What about the wool growers? I listened with interest to the member for Corangamite, who made the claim last night that the detail was in the annual report of AWRAP. I just happen to have a page from a Hansard of the Senate Rural and Regional Affairs and Transport Committee. Mr Connors, who I am sure is known to the members on the other side, was giving evidence to the committee. I understand that Mr Connors is the president of the Western Australian Pastoralists and Graziers Association. There was the following exchange:

Senator FORSHAW—I have just one question. I want to go back to Cape Wools again. When did you first hear about this issue?

Mr Connors—Time and day?

Senator FORSHAW—Was it recently?

Mr Connors—Yes, very recently. It was within the last couple of weeks.

And let me tell you that this is dated Friday, 8 September 2000, so we are not going back a long time. It continues:

Senator FORSHAW—So you were not alerted from the annual report last year to any potential negotiated settlement or whatever?

Mr Connors—Definitely not. It was within the last couple of weeks. Everybody seemed to know at once. So I cannot even tell you who the first source was that I heard it from.

CHAIR—As a studious reader of AWRAP annual reports, you did not pick it up?

Mr Connors—Me either.

Mr Connors is a man who is very involved in the wool industry. Despite what the member for Corangamite said here last night—that the detail was in the annual report of AWRAP—that is challenged by evidence that was given to a committee by a member of the wool industry. Those comments were made in September of this year, just seven weeks ago. Whilst members of the wool industry are out there saying, `We are not aware of the detail,' and the government is claiming that the detail was in the annual report of AWRAP, I can tell you that the opposition certainly are being kept in the dark because we have not been given the courtesy of any documentation at all. The government will say, `Well, it's all in the fine print; it's all in the detail.'

Where are things like a deed of agreement? Where is the documentation to show what control the government will have over the expenditure of $11.3 million R&D funding. Do we simply hand it over? Do we simply say that this new privatised organisation will do the honourable thing? Do we have any controls? If we do, we in the opposition have not been told of them. Maybe the next member to speak will advise us of exactly what controls are in place. The $11.3 million is considerably more than the ABC is asking for, but we cannot be told what control the government has over it! Where is the constitution for this privatised organisation? I guess there is one. I guess there is a draft in place. Maybe we can be told that. Maybe we can be shown just a draft of a constitution. But at this stage there has been no constitution tabled—and this is from a government that claims it is open and transparent. The member for Wannon has come in here and criticised the Labor Party for not supporting the legislation; I just point out the reasons why. There is the liability to Cape Wools of South Africa for their 8.3 per cent ownership of Woolmark that will have to be bought out as a result of this new arrangement and this privatisation. What is the extent of commitment of government funding to that? I know that the Deputy Prime Minister has been asked that in question time on a number of occasions, but the people of Australia, the taxpayers that will be paying that, still have not been advised of the extent of our commitment to that buy-out. And where is the regulation governing the future relationship between the Australian government and this new privatised entity that we are talking about today?
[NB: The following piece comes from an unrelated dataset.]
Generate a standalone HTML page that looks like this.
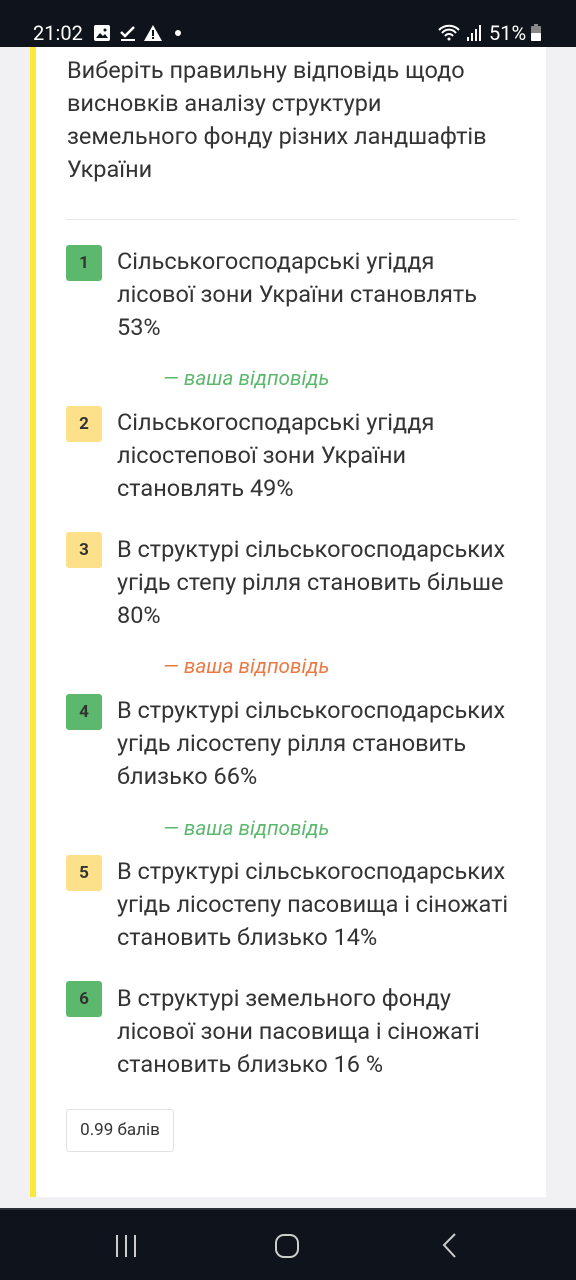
<!DOCTYPE html>
<html><head><meta charset="utf-8"><style>
*{margin:0;padding:0;box-sizing:border-box}
body{width:576px;height:1280px;background:#f1f1f3;font-family:"Roboto","Liberation Sans","DejaVu Sans",sans-serif;position:relative;overflow:hidden;color:#333}
.sb{position:absolute;left:0;top:0;width:576px;height:47px;background:#0f141c;color:#fff;font-size:20px}
.card{position:absolute;left:30px;top:47px;width:516px;height:1150px;background:#fff;border-left:6px solid #fbe83a}
.q{position:absolute;left:67px;top:54px;font-size:23.5px;line-height:33px;color:#333;white-space:nowrap}
.hr{position:absolute;left:66px;top:219px;width:451px;height:1px;background:#e8e8e8}
.b{position:absolute;left:66px;width:36px;height:36px;border-radius:3px;font-size:17px;font-weight:bold;color:#333;text-align:center;line-height:36px}
.g{background:#5cb86c}.y{background:#fde08a}
.t{position:absolute;left:117px;font-size:23.5px;line-height:33px;color:#333;white-space:nowrap}
.a{position:absolute;left:163px;font-size:20.7px;font-style:italic}
.nav{position:absolute;left:0;top:1208px;width:576px;height:72px;background:#0f141c;border-top:2px solid #2a2f36}
</style></head><body>
<div class="sb">
<span style="position:absolute;left:33px;top:21px">21:02</span>
<svg style="position:absolute;left:93px;top:24px" width="18" height="18" viewBox="0 0 18 18"><rect x="1" y="1" width="16" height="16" rx="2" fill="#fff"/><path d="M3 14l4-5 3 3 2-2 3 4z" fill="#0f141c"/><circle cx="12" cy="6" r="1.5" fill="#0f141c"/></svg>
<svg style="position:absolute;left:119px;top:24px" width="18" height="18" viewBox="0 0 18 18"><path d="M2 8l4 4 9-9" stroke="#fff" stroke-width="2.5" fill="none"/><rect x="2" y="15" width="14" height="2" fill="#fff"/></svg>
<svg style="position:absolute;left:143px;top:24px" width="20" height="18" viewBox="0 0 20 18"><path d="M10 1L19 17H1z" fill="#fff"/><rect x="9" y="6" width="2" height="6" fill="#0f141c"/><rect x="9" y="13" width="2" height="2" fill="#0f141c"/></svg>
<span style="position:absolute;left:175px;top:30px;width:6px;height:6px;border-radius:3px;background:#fff"></span>
<svg style="position:absolute;left:437px;top:23px" width="48" height="20" viewBox="0 0 48 20"><path d="M2 7a14 14 0 0 1 20 0M5 10a9 9 0 0 1 14 0M8 13a5 5 0 0 1 8 0" stroke="#fff" stroke-width="2" fill="none"/><circle cx="12" cy="16" r="1.5" fill="#fff"/><rect x="30" y="14" width="2" height="4" fill="#fff"/><rect x="34" y="10" width="2" height="8" fill="#fff"/><rect x="38" y="6" width="2" height="12" fill="#fff"/><rect x="42" y="2" width="2" height="16" fill="#fff"/></svg>
<span style="position:absolute;left:489px;top:21px">51%</span>
<svg style="position:absolute;left:530px;top:24px" width="12" height="18" viewBox="0 0 12 18"><rect x="4" y="0" width="4" height="2" fill="#888"/><rect x="1" y="2" width="10" height="15" rx="1" fill="#888"/><rect x="1" y="9" width="10" height="8" rx="1" fill="#fff"/></svg>
</div>
<div class="card"></div>
<div class="q">Виберіть правильну відповідь щодо<br>висновків аналізу структури<br>земельного фонду різних ландшафтів<br>України</div>
<div class="hr"></div>

<div class="b g" style="top:245px">1</div>
<div class="t" style="top:245px">Сільськогосподарські угіддя<br>лісової зони України становлять<br>53%</div>
<div class="a" style="top:367px;color:#5cb86c">— ваша відповідь</div>

<div class="b y" style="top:406px">2</div>
<div class="t" style="top:406px">Сільськогосподарські угіддя<br>лісостепової зони України<br>становлять 49%</div>

<div class="b y" style="top:532px">3</div>
<div class="t" style="top:533px">В структурі сільськогосподарських<br>угідь степу рілля становить більше<br>80%</div>
<div class="a" style="top:655px;color:#ea7a45">— ваша відповідь</div>

<div class="b g" style="top:694px">4</div>
<div class="t" style="top:694px">В структурі сільськогосподарських<br>угідь лісостепу рілля становить<br>близько 66%</div>
<div class="a" style="top:817px;color:#5cb86c">— ваша відповідь</div>

<div class="b y" style="top:855px">5</div>
<div class="t" style="top:855px">В структурі сільськогосподарських<br>угідь лісостепу пасовища і сіножаті<br>становить близько 14%</div>

<div class="b g" style="top:981px">6</div>
<div class="t" style="top:982px">В структурі земельного фонду<br>лісової зони пасовища і сіножаті<br>становить близько 16 %</div>

<div style="position:absolute;left:66px;top:1109px;width:108px;height:43px;border:1px solid #e2e2e2;border-radius:3px;font-size:17px;line-height:41px;text-align:center;color:#333">0.99 балів</div>

<div class="nav">
<svg style="position:absolute;left:114px;top:24px" width="26" height="24" viewBox="0 0 26 24"><path d="M3 1v22M12 1v22M21 1v22" stroke="#ccc" stroke-width="2"/></svg>
<svg style="position:absolute;left:274px;top:22px" width="28" height="28" viewBox="0 0 28 28"><rect x="2" y="3" width="22" height="22" rx="8" stroke="#ccc" stroke-width="2" fill="none"/></svg>
<svg style="position:absolute;left:440px;top:22px" width="20" height="28" viewBox="0 0 20 28"><path d="M15 2L4 13l11 12" stroke="#ccc" stroke-width="2" fill="none"/></svg>
</div>
</body></html>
I will conclude my comments simply by saying that the way this legislation has been presented to this parliament brings no credit to the government. That this government can simply come in here and present a piece of legislation without the necessary detail of government expenditure—because there will be associated government expenditure with this legislation—and simply expect the Labor Party to support it epitomises the arrogance that my colleagues and I believe this government has in the way it treats this place. It is arrogance, because the government has known all along that we support the concept behind the legislation. The government cannot claim that it has been lack of time. As I said, the McLachlan report was tabled back on 30 June last year. Now, with less than 21 sitting days to go before the end of the year and the implementation of this legislation on 1 January next year, there is an urgency to get it through. We say that is shameful. We say it is not acceptable as parliamentary practice. We say that the Minister for Agriculture, Fisheries and Forestry should have done the right thing and ensured that this legislation went through with the support of both sides. All he needed to do was provide the detail that was asked for. That will go down to the discredit of this minister and this government and be another mark on the wall to show the arrogance of the Howard government.